Exercise instructions — Please list all lines of the material below in which the string "index" occurs.

------------------------------

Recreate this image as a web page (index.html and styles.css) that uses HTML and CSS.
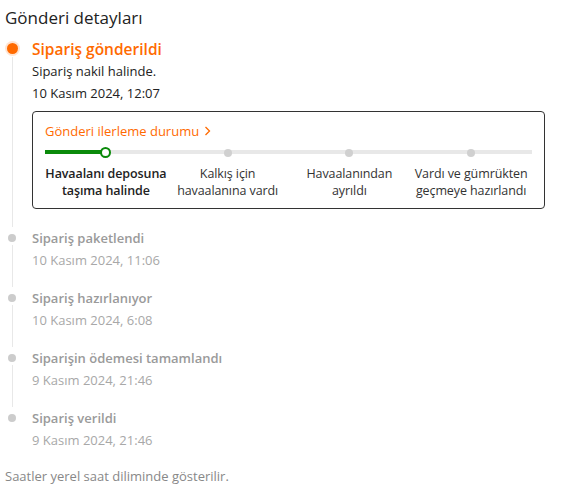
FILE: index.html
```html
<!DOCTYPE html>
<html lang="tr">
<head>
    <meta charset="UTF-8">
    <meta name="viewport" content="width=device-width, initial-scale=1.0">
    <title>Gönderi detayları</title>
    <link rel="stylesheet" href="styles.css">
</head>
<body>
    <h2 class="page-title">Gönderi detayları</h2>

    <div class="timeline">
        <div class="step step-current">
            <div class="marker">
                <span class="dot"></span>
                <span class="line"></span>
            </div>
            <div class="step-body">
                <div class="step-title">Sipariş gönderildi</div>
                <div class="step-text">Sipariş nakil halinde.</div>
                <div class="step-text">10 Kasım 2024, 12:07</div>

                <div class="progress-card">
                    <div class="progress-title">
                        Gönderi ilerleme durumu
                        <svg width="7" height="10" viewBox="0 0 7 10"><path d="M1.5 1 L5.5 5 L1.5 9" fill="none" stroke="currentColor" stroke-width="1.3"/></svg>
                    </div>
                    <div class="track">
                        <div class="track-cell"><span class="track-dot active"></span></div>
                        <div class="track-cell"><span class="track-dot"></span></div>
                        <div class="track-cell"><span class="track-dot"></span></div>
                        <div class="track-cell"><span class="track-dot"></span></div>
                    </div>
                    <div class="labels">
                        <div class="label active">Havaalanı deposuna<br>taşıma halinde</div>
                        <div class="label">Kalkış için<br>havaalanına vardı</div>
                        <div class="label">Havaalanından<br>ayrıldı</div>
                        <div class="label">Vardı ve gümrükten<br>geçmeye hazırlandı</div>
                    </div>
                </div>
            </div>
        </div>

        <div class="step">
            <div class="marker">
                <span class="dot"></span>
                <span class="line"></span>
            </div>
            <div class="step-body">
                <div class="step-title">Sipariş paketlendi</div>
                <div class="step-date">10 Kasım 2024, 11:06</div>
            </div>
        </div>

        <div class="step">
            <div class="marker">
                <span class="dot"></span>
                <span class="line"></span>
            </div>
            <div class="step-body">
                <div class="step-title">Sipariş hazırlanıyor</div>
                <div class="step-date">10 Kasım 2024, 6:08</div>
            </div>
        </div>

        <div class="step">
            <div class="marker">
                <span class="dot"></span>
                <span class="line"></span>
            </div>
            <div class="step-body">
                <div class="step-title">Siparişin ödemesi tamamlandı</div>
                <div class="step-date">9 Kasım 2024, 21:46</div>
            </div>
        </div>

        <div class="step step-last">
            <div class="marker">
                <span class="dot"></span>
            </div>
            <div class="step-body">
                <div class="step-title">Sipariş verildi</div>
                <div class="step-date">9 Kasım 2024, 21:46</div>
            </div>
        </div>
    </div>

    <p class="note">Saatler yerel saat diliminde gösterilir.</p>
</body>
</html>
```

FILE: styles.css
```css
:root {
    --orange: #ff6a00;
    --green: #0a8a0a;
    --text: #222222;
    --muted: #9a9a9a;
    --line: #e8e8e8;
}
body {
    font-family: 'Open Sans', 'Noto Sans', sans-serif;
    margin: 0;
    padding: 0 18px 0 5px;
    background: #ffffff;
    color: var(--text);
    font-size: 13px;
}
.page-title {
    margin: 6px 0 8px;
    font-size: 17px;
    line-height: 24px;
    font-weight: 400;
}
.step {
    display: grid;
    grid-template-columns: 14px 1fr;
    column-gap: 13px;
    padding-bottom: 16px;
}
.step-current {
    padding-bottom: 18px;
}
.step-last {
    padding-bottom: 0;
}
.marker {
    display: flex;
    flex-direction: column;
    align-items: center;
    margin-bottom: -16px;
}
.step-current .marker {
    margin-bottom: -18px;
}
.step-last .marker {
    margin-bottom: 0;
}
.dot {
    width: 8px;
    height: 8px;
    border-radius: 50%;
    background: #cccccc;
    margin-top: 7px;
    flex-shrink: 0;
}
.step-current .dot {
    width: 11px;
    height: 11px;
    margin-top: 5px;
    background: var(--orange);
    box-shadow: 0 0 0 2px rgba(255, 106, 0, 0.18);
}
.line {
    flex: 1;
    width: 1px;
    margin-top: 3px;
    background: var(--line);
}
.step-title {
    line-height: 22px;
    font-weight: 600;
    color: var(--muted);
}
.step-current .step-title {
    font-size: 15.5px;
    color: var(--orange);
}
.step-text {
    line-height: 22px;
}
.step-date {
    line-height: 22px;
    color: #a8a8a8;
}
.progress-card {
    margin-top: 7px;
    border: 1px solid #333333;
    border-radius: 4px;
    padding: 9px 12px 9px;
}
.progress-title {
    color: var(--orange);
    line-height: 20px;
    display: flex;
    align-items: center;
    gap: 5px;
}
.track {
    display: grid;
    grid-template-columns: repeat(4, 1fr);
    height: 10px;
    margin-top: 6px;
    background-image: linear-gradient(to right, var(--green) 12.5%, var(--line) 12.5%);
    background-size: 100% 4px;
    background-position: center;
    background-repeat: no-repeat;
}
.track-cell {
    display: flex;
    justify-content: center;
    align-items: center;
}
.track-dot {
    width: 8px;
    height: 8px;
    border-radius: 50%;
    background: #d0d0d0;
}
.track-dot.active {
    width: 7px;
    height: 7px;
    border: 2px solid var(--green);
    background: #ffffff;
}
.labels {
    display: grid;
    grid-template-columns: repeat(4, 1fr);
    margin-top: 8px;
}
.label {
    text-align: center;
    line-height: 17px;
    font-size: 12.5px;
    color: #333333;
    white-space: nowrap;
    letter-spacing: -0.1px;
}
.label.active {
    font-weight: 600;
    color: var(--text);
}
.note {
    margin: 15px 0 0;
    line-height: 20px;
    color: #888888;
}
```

------------------------------

Expected output —
Recreate this image as a web page (index.html and styles.css) that uses HTML and CSS.
FILE: index.html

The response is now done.